The back cover of a book is generally a place that publishers festoon with accolades for the book’s author and his current or previous works. It’s a place to put snippets of glorifying raves issued by those who should know what they’re talking about. In other words, the back cover is a sales pitch for what’s inside.

Consider then that on the back of That is All, John Hodgman’s third and final installment in his Complete World Knowledge trilogy, there is only one simple nine-word quote attributed to fellow author Neil Gaiman (Coraline, episodes of Dr. Who.)” “If you meet Hodgman on the road, kill him.”

There’s a reason for this. Hodgman has a very twisted sense of humor, and this tongue-in-cheek tone is packed full of witticisms like, “The Da Vinci bat of South America is not actually a bat but a mouse wearing little wings it fashioned out of sticks and bat skin” and “You can bring a monkey into a restaurant in France if you explain that it is your witch-daughter.”

Want to know what pairs nicely with a glass of rose?

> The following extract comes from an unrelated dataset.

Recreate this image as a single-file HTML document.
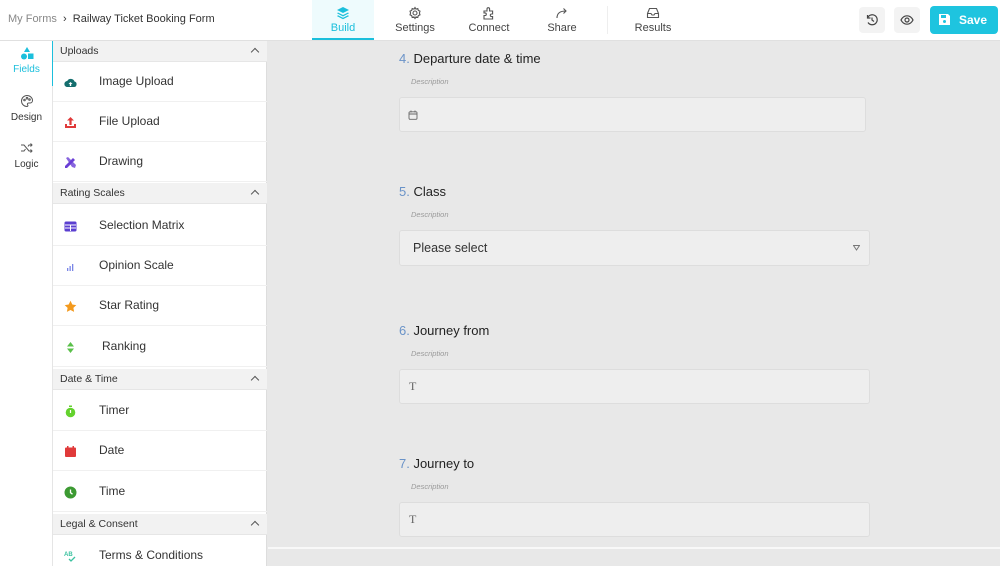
<!DOCTYPE html>
<html><head><meta charset="utf-8"><style>
*{box-sizing:border-box;margin:0;padding:0}
html,body{width:1000px;height:566px;overflow:hidden}
body{font-family:"Liberation Sans",sans-serif;background:#e8e8e8;position:relative;color:#333}
.hdr{position:absolute;left:0;top:0;width:1000px;height:41px;background:#fff;border-bottom:1px solid #e0e0e0}
.crumb{position:absolute;left:8px;top:13px;font-size:11px;color:#333}
.crumb span{color:#888}
.tab{position:absolute;top:0;height:40px;text-align:center;font-size:11px;color:#444}
.tab svg{display:block;margin:6px auto 2px}
.tab.act{background:#eefbfd;color:#1bbfdc;border-bottom:2px solid #1bbfdc}
.ib{position:absolute;top:7px;width:26px;height:26px;background:#f3f3f3;border-radius:4px}
.save{position:absolute;left:930px;top:6px;width:68px;height:28px;background:#1ec4df;border-radius:4px;color:#fff;font-weight:bold;font-size:12px}
.rail{position:absolute;left:0;top:41px;width:53px;height:525px;background:#fff;border-right:1px solid #e5e5e5}
.ri{position:absolute;left:0;width:53px;text-align:center;font-size:10px;color:#333}
.ri svg{display:block;margin:0 auto 4px}
.panel{position:absolute;left:53px;top:41px;width:214px;height:525px;background:#fff;border-right:1px solid #ddd}
.sh{position:absolute;left:0;width:214px;height:21px;background:#f2f2f2;font-size:10.5px;color:#333;padding:4px 7px;border-bottom:1px solid #e6e6e6}
.sh:after{content:"";position:absolute;right:9px;top:8px;width:5px;height:5px;border-left:1.2px solid #555;border-top:1.2px solid #555;transform:rotate(45deg)}
.it{position:absolute;left:0;width:214px;height:40px;border-bottom:1px solid #f0f0f0;font-size:12px;color:#333}
.it .t{position:absolute;left:46px;top:12px}
.it svg{position:absolute;left:11px;top:14px}
.q{position:absolute;left:399px;font-size:13px;color:#222}
.q b{font-weight:normal;color:#6a93c8}
.d{position:absolute;left:411px;font-size:7.5px;font-style:italic;color:#999}
.in{position:absolute;left:399px;background:#eee;border:1px solid #ddd;border-radius:3px}
</style></head><body>
<div class="hdr">
<div class="crumb"><span>My Forms</span> &nbsp;›&nbsp; Railway Ticket Booking Form</div>
<div class="tab act" style="left:312px;width:62px"><svg width="14" height="14" viewBox="0 0 14 14" fill="#1bbfdc"><path d="M7 1L13 4 7 7 1 4z"/><path d="M2 6.5L7 9l5-2.5 1 .8L7 10.5 1 7.3z"/><path d="M2 9.3L7 11.8l5-2.5 1 .8L7 13.3 1 10.1z"/></svg>Build</div>
<div class="tab" style="left:385px;width:60px"><svg width="14" height="14" viewBox="0 0 14 14" fill="none" stroke="#555" stroke-width="1.1"><circle cx="7" cy="7" r="2"/><path d="M7 1.5l1 1.6 1.8-.5.5 1.8 1.7.8-.6 1.8.6 1.8-1.7.8-.5 1.8-1.8-.5L7 12.5l-1-1.6-1.8.5-.5-1.8-1.7-.8.6-1.8-.6-1.8 1.7-.8.5-1.8 1.8.5z"/></svg>Settings</div>
<div class="tab" style="left:460px;width:58px"><svg width="14" height="14" viewBox="0 0 14 14" fill="none" stroke="#555" stroke-width="1.1"><path d="M2 5h3V3a1.3 1.3 0 012.6 0v2h3v3h-1a1.3 1.3 0 000 2.6h1V13H2V9.5h1a1.3 1.3 0 000-2.6H2z"/></svg>Connect</div>
<div class="tab" style="left:533px;width:58px"><svg width="14" height="14" viewBox="0 0 14 14" fill="none" stroke="#555" stroke-width="1.1"><path d="M2 12C2 7 5 5 11 5M8.5 2.5L11 5 8.5 7.5"/></svg>Share</div>
<div style="position:absolute;left:607px;top:6px;width:1px;height:28px;background:#eee"></div>
<div class="tab" style="left:623px;width:60px"><svg width="14" height="14" viewBox="0 0 14 14" fill="none" stroke="#555" stroke-width="1.1"><path d="M1.5 7.5l2-5h7l2 5v4h-11zM1.5 7.5h3.5l1 1.5h2l1-1.5h3.5"/></svg>Results</div>
<div class="ib" style="left:859px"><svg width="26" height="26" viewBox="0 0 26 26" fill="none" stroke="#444" stroke-width="1.2"><path d="M8.5 11a5 5 0 11.5 4.5M8.5 8v3h3M13 10.5V13l2 1.5"/></svg></div>
<div class="ib" style="left:894px"><svg width="26" height="26" viewBox="0 0 26 26" fill="none" stroke="#444" stroke-width="1.2"><path d="M7 13c1.5-3 3.5-4.2 6-4.2s4.5 1.2 6 4.2c-1.5 3-3.5 4.2-6 4.2S8.5 16 7 13z"/><circle cx="13" cy="13" r="2"/></svg></div>
<div class="save"><svg style="position:absolute;left:8px;top:7px" width="13" height="13" viewBox="0 0 13 13"><path d="M1 1h9l2 2v9H1z" fill="#fff"/><rect x="3" y="2" width="5" height="3" fill="#1ec4df"/><circle cx="6.5" cy="8.5" r="1.5" fill="#1ec4df"/></svg><span style="position:absolute;left:29px;top:7px">Save</span></div>
</div>
<div class="rail">
<div style="position:absolute;left:52px;top:0;width:2px;height:45px;background:#1bbfdc"></div>
<div class="ri" style="top:6px;color:#1bbfdc"><svg width="14" height="13" viewBox="0 0 14 13" fill="#1bbfdc"><path d="M7 0l3 5H4z"/><circle cx="4" cy="9.5" r="3"/><rect x="8" y="6.5" width="5.5" height="5.5"/></svg>Fields</div>
<div class="ri" style="top:53px"><svg width="14" height="14" viewBox="0 0 14 14" fill="none" stroke="#555" stroke-width="1"><path d="M7 1.5a5.5 5.5 0 100 11c1 0 1.2-1 .6-1.7-.6-.8 0-1.8 1-1.8h1.5a2.5 2.5 0 002.4-2.5C12.5 3.8 10 1.5 7 1.5z"/><circle cx="4.5" cy="6" r=".8"/><circle cx="7" cy="4.2" r=".8"/><circle cx="9.5" cy="5.5" r=".8"/></svg>Design</div>
<div class="ri" style="top:100px"><svg width="14" height="14" viewBox="0 0 14 14" fill="none" stroke="#555" stroke-width="1"><path d="M1 4h3l5 6h3M1 10h3l1.5-2M8 5.5L9 4h3M10.5 2.5L12 4l-1.5 1.5M10.5 8.5L12 10l-1.5 1.5"/></svg>Logic</div>
</div>
<div class="panel">
<div class="sh" style="top:0">Uploads</div>
<div class="it" style="top:21px"><svg width="13" height="13" viewBox="0 0 13 13"><path d="M3.5 11a3 3 0 01-.3-6A4 4 0 0110.5 5.5 2.8 2.8 0 0110 11z" fill="#146e6e"/><path d="M6.5 6l2 2h-1.3v2H5.8V8H4.5z" fill="#fff"/></svg><span class="t">Image Upload</span></div>
<div class="it" style="top:61px"><svg width="13" height="13" viewBox="0 0 13 13" fill="#e03a3a"><path d="M6.5 1L10 4.5H7.6V9H5.4V4.5H3z"/><path d="M1 8h2v2h7V8h2v4H1z"/></svg><span class="t">File Upload</span></div>
<div class="it" style="top:101px"><svg width="13" height="13" viewBox="0 0 13 13" fill="#6a3fd6"><path d="M1 10l8-8 2 2-8 8H1z"/><path d="M2 2l2-1 8 8-1 3-3-1z" opacity=".8"/></svg><span class="t">Drawing</span></div>
<div class="sh" style="top:142px">Rating Scales</div>
<div class="it" style="top:165px"><svg width="13" height="13" viewBox="0 0 13 13"><rect x="0.5" y="1.5" width="12" height="10" rx="1.5" fill="#5b3fd0"/><path d="M1 5h11M1 8h11M6.5 5v6" stroke="#fff" stroke-width="1"/></svg><span class="t">Selection Matrix</span></div>
<div class="it" style="top:205px"><svg width="13" height="13" viewBox="0 0 13 13" fill="#7a86e6"><rect x="3" y="8" width="1.3" height="3"/><rect x="5.5" y="6" width="1.3" height="5"/><rect x="8" y="4" width="1.3" height="7"/></svg><span class="t">Opinion Scale</span></div>
<div class="it" style="top:245px"><svg width="13" height="13" viewBox="0 0 13 13" fill="#f39a1e"><path d="M6.5 .8l1.8 3.7 4 .6-2.9 2.8.7 4-3.6-1.9-3.6 1.9.7-4L.7 5.1l4-.6z"/></svg><span class="t">Star Rating</span></div>
<div class="it" style="top:286px"><svg width="13" height="13" viewBox="0 0 13 13" fill="#5ac04a"><path d="M6.5 1L10 5.5H3zM6.5 12L3 7.5h7z"/></svg><span class="t" style="left:49px">Ranking</span></div>
<div class="sh" style="top:328px">Date &amp; Time</div>
<div class="it" style="top:350px"><svg width="13" height="13" viewBox="0 0 13 13" fill="#64d22e"><circle cx="6.5" cy="7.5" r="4.8"/><rect x="5" y="0.5" width="3" height="1.5"/><path d="M6.5 5v3" stroke="#fff" stroke-width="1.2"/></svg><span class="t">Timer</span></div>
<div class="it" style="top:390px"><svg width="13" height="13" viewBox="0 0 13 13" fill="#e03a3a"><rect x="1" y="2.5" width="11" height="9.5" rx="1"/><rect x="3" y="1" width="1.5" height="3"/><rect x="8.5" y="1" width="1.5" height="3"/></svg><span class="t">Date</span></div>
<div class="it" style="top:431px"><svg width="13" height="13" viewBox="0 0 13 13"><circle cx="6.5" cy="6.5" r="6" fill="#3c9a32"/><path d="M6.5 3.5v3.2l2 1.5" stroke="#fff" stroke-width="1.3" fill="none"/></svg><span class="t">Time</span></div>
<div class="sh" style="top:473px">Legal &amp; Consent</div>
<div class="it" style="top:495px"><svg width="14" height="13" viewBox="0 0 14 13"><text x="0" y="6" font-size="6" font-weight="bold" fill="#3cc2a0" font-family="Liberation Sans">AB</text><path d="M5 9l2 2 4-4" stroke="#3cc2a0" stroke-width="1.3" fill="none"/></svg><span class="t">Terms &amp; Conditions</span></div>
</div>

<div class="q" style="top:51px"><b>4.</b> Departure date &amp; time</div>
<div class="d" style="top:77px">Description</div>
<div class="in" style="top:97px;width:467px;height:35px"><svg style="position:absolute;left:8px;top:12px" width="10" height="10" viewBox="0 0 10 10" fill="none" stroke="#666" stroke-width=".9"><rect x="1" y="1.8" width="8" height="7.5" rx="1"/><path d="M1 4h8M3 .5v2M7 .5v2"/></svg></div>

<div class="q" style="top:184px"><b>5.</b> Class</div>
<div class="d" style="top:210px">Description</div>
<div class="in" style="top:230px;width:471px;height:36px"><span style="position:absolute;left:13px;top:10px;font-size:12.5px;color:#333">Please select</span><svg style="position:absolute;right:9px;top:14px" width="7" height="6" viewBox="0 0 7 6"><path d="M.5 .5h6L3.5 5z" fill="none" stroke="#777"/></svg></div>

<div class="q" style="top:323px"><b>6.</b> Journey from</div>
<div class="d" style="top:349px">Description</div>
<div class="in" style="top:369px;width:471px;height:35px"><span style="position:absolute;left:9px;top:9px;font-family:'Liberation Serif',serif;font-size:12px;color:#666">T</span></div>

<div class="q" style="top:456px"><b>7.</b> Journey to</div>
<div class="d" style="top:482px">Description</div>
<div class="in" style="top:502px;width:471px;height:35px"><span style="position:absolute;left:9px;top:9px;font-family:'Liberation Serif',serif;font-size:12px;color:#666">T</span></div>

<div style="position:absolute;left:268px;top:547px;width:732px;height:2px;background:#f8f8f8"></div>
</body></html>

Hodgman suggests a bowl of brown. Advice for those about to embark on a cruise includes instruction not to “interrupt the wild-eyed man clothed only in clacking dried crab shells and a seaweed skirt who is screaming to the clouds---he is the Crab Claw Priest, Minister of the Waves, and he is keeping the sea serpents away.”

Whether he’s talking about sports, foreign customs, crime or magic---and at 1,000 pages he talks a lot here---Hodgman is nothing short of bat-shit crazy. And quite funny. Not everyone will “get” That is All, but those who do will have hours and hours of fun with this “bathroom reader”-style book.